Keyboard shortcuts

Press or to navigate between chapters

Press S or / to search in the book

Press ? to show this help

Press Esc to hide this help

Vision

“The hope is that, in not too many years, human brains and computing machines will be coupled together very tightly, and that the resulting partnership will think as no human brain has ever thought.” — J.C.R. Licklider, “Human-Computer Symbiosis,” 1960


What This Is

AgentOS is a local operating system for human-AI collaboration. Your data stays on your machine. AI agents get real tools that work. You see everything they do. Together, you and AI think better than either can alone.

We’re building toward Licklider’s vision of human-computer symbiosis — not AI that replaces human thinking, but AI that amplifies it. The human sets direction, makes judgments, asks the right questions. The AI does the routinizable work that prepares the way for insight.


The graph

“Consider a future device… in which an individual stores all his books, records, and communications, and which is mechanized so that it may be consulted with exceeding speed and flexibility.” — Vannevar Bush, “As We May Think,” 1945

We call it the graph — your personal knowledge store. Everything is an entity, and entities connect through relationships. The graph doesn’t care where data came from (Todoist, iMessage, YouTube) — it cares about what things are and how they connect.

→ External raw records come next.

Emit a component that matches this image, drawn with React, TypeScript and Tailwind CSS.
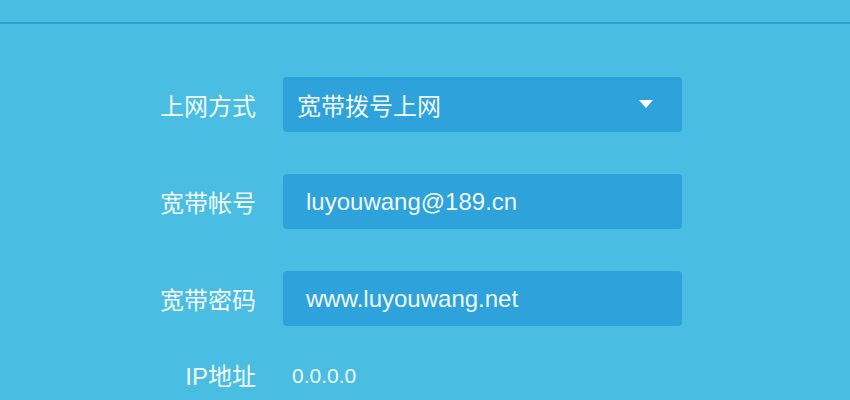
const cjk = "font-['Noto_Sans_CJK_SC','Noto_Sans',sans-serif]";
const latin = "font-['Liberation_Sans','Noto_Sans_CJK_SC',sans-serif]";

function Field({ label, value, select, indent }: { label: string; value: string; select?: boolean; indent?: boolean }) {
  return (
    <div className="flex items-center h-[55px]">
      <div className={`w-[256px] text-right text-[24px] text-white/95 ${cjk}`}>{label}</div>
      <div className="ml-[27px] w-[399px] h-[55px] rounded-[4px] bg-[#2ea2da] flex items-center justify-between">
        <span className={`${indent ? `pl-[23px] ${latin}` : `pl-[14px] ${cjk}`} text-[24px] text-white/95`}>{value}</span>
        {select && (
          <svg width="14" height="9" viewBox="0 0 14 9" className="mr-[29px]">
            <path d="M0 0H14L7 8Z" fill="#ffffff" />
          </svg>
        )}
      </div>
    </div>
  );
}

export default function App() {
  return (
    <div className="w-[850px] h-[400px] overflow-hidden bg-[#4abde2]">
      <div className="h-[22px]" />
      <div className="h-[2px] bg-[#2a9fd5]" />
      <div className="pt-[53px] flex flex-col gap-[42px]">
        <Field label="上网方式" value="宽带拨号上网" select />
        <Field label="宽带帐号" value="luyouwang@189.cn" indent />
        <Field label="宽带密码" value="www.luyouwang.net" indent />
      </div>
      <div className="flex items-center mt-[34px]">
        <div className={`w-[256px] text-right text-[24px] leading-[30px] text-white/95 ${cjk}`}>
          <span className={latin}>IP</span>地址
        </div>
        <div className={`ml-[36px] text-[21px] leading-[30px] text-white/95 ${latin}`}>0.0.0.0</div>
      </div>
    </div>
  );
}
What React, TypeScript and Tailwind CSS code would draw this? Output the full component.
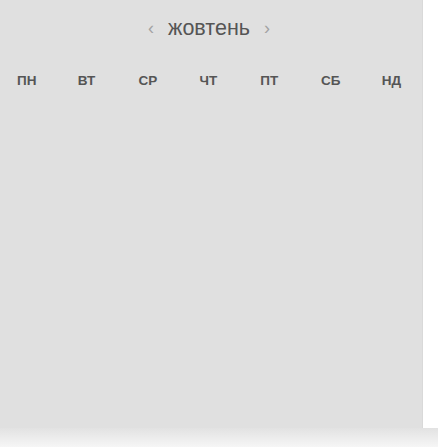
const days = ["пн", "вт", "ср", "чт", "пт", "сб", "нд"];

export default function App() {
  return (
    <div className="w-[438px] h-[447px] bg-white overflow-hidden font-['Liberation_Sans',Arial,sans-serif]">
      {/* calendar panel */}
      <div className="w-[423px] h-[428px] bg-[#e0e0e0] border-r border-[#d9d9d9]">
        <div className="flex items-center justify-center h-[58px] pr-[4px]">
          <span className="text-[18px] text-[#a3a3a3] leading-none -translate-y-[1px]">‹</span>
          <span className="mx-[14px] text-[21.5px] text-[#555] leading-none">жовтень</span>
          <span className="text-[18px] text-[#a3a3a3] leading-none -translate-y-[1px]">›</span>
        </div>
        <div className="grid grid-cols-[repeat(7,60.8px)] pl-[17px] pt-[16px]">
          {days.map((d) => (
            <div key={d} className="text-[13.5px] font-bold uppercase text-[#555] leading-none">
              {d}
            </div>
          ))}
        </div>
      </div>
      {/* bottom strip with shadow */}
      <div className="h-[19px] w-full bg-gradient-to-b from-[#e2e2e2] to-[#f6f6f6]" />
    </div>
  );
}
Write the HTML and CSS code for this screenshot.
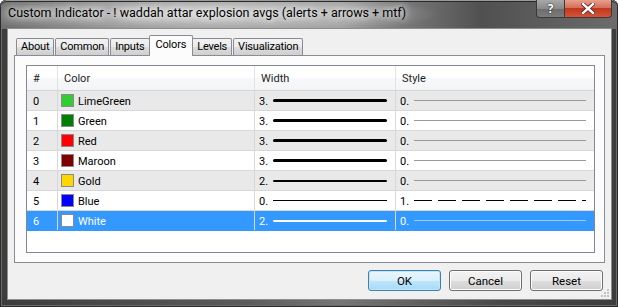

A task, a person, a message, a video, a webpage, a calendar event — they’re all entities in your graph. Relationships are the connections between them. This isn’t just a database design. It’s a way of thinking. When you ask “what am I working on?” the answer isn’t in one app — it’s in the connections between your tasks, your messages, your calendar, the people involved. The graph makes those connections visible.

Everything is an entity means:

  • A YouTube channel is a community. A YouTube comment is a post. A transcript is a document.
  • A WhatsApp contact and an iMessage contact with the same phone number are the same person.
  • A skill that connects to a service is itself an entity. The system models itself.
  • If something exists and has properties and relationships, it belongs in your graph.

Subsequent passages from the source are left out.